In a seismic legal showdown that has sent shockwaves through the country’s administrative corridors, Isiolo County has scored a resounding constitutional victory—one that didn’t just restore a boundary, but reaffirmed the very soul of public participation.
In Constitutional Petition No. E002 of 2024, the High Court delivered a bombshell ruling that eviscerated a brazen attempt to excise Onsalaat Sub-location from Isiolo and hand it over to Wajir County.
With the force of a thunderclap, the court declared the Cabinet Secretary’s decision unconstitutional, illegal, and void ab initio—dead on arrival.
And at the heart of this political earthquake stood one man: Governor Abdi Ibrahim Hassan(Guyo), who transformed a quiet bureaucratic threat into a full-blown constitutional reckoning.
The court did not mince words. It eviscerated the government’s maneuver on the simplest yet most profound grounds: there was no public participation.
The people of Onsalaat—whose daily existence hangs on the thread of administrative geography—were neither consulted nor heard. That omission, the court ruled, was fatal.

It violated the sovereignty of the people, trampled on national values, and shredded the constitutional right to fair administrative action.
To put it plainly: power had been exercised without legitimacy.
But this was never just about lines on a map. For residents of Cherab Ward, the attempted transfer was a sentence to a logistical nightmare.
Suddenly, accessing the most basic government services—identity cards, birth certificates, business permits—would have meant a grueling 300-kilometer odyssey to Wajir.
What should have been a trip to the local district office would have become a day-long expedition across unforgiving terrain.
The court saw it for what it was: an unjust, unreasonable, and punitive imposition.
Yet legal victories seldom happen by accident. They are forged by leadership that refuses to blink. When the storm gathered, Governor Guyo stepped into the arena with the full weight of his office.
He didn’t just offer sympathetic words; he armed the residents with formidable legal firepower, backing the fight that ensured the community’s voice was not silenced by administrative fiat.
What could have been a quiet surrender became instead a landmark judgment—a stinging rebuke to unilateral state overreach.
For Isiolo, this victory carries weight far beyond the courtroom. It marks a defining shift in a county whose history has too often been written by encroachment.
From Meru to Garissa to Wajir, the story of Isiolo’s borders has, at times, been one of quiet erosion—a slow chipping away of land and identity that left communities feeling voiceless.
Under Governor Guyo, that era is being systematically dismantled.
For the first time in a long while, Isiolo boasts leadership that does not flinch in the face of expansionist pressures. Leadership that understands that defending pastoral communities means defending their land with constitutional precision.

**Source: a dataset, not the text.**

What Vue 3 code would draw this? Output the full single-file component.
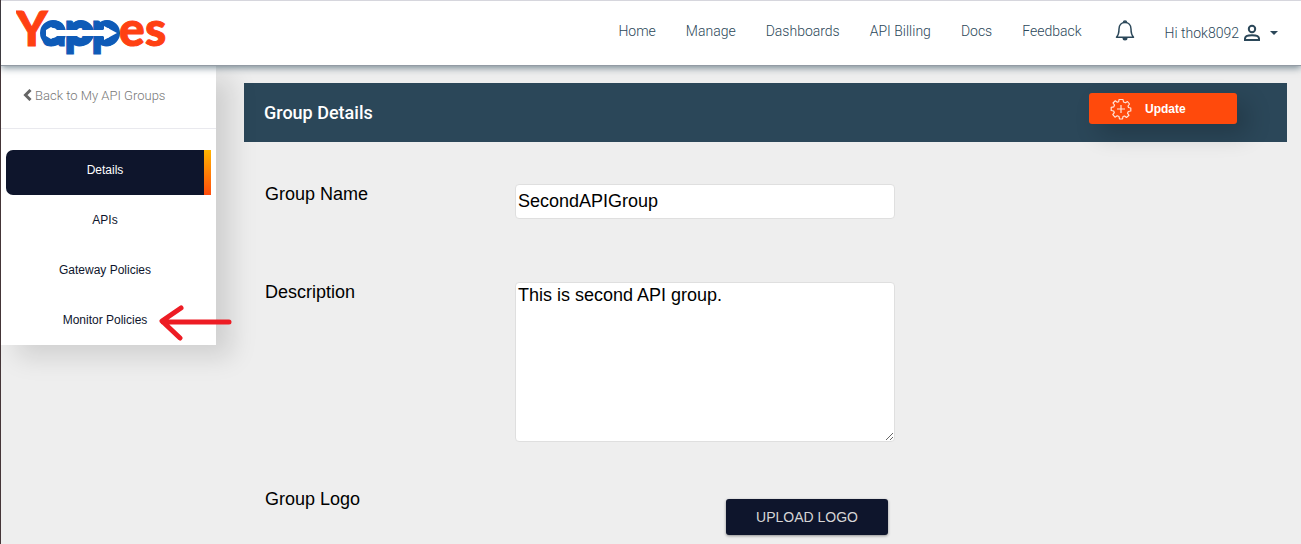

Leadership that draws a firm, uncompromising line against any force—political or bureaucratic—that seeks to redraw boundaries in backrooms without the consent of the people.
The ruling now stands as a powerful precedent with national implications. Government decisions must be participatory.
Boundaries cannot be shifted in the shadows. Authority must be exercised strictly within the confines of the Constitution—or risk being reduced to constitutional rubble.
This was more than a court victory. It was a political statement, delivered with the gavel.
Isiolo has found its voice—and in Governor Guyo, it has found a defender willing to use it.
The message to Nairobi, to neighboring counties, and to anyone who thought Isiolo’s land was up for grabs is now etched in judicial ink: not an inch, not without us, not anymore.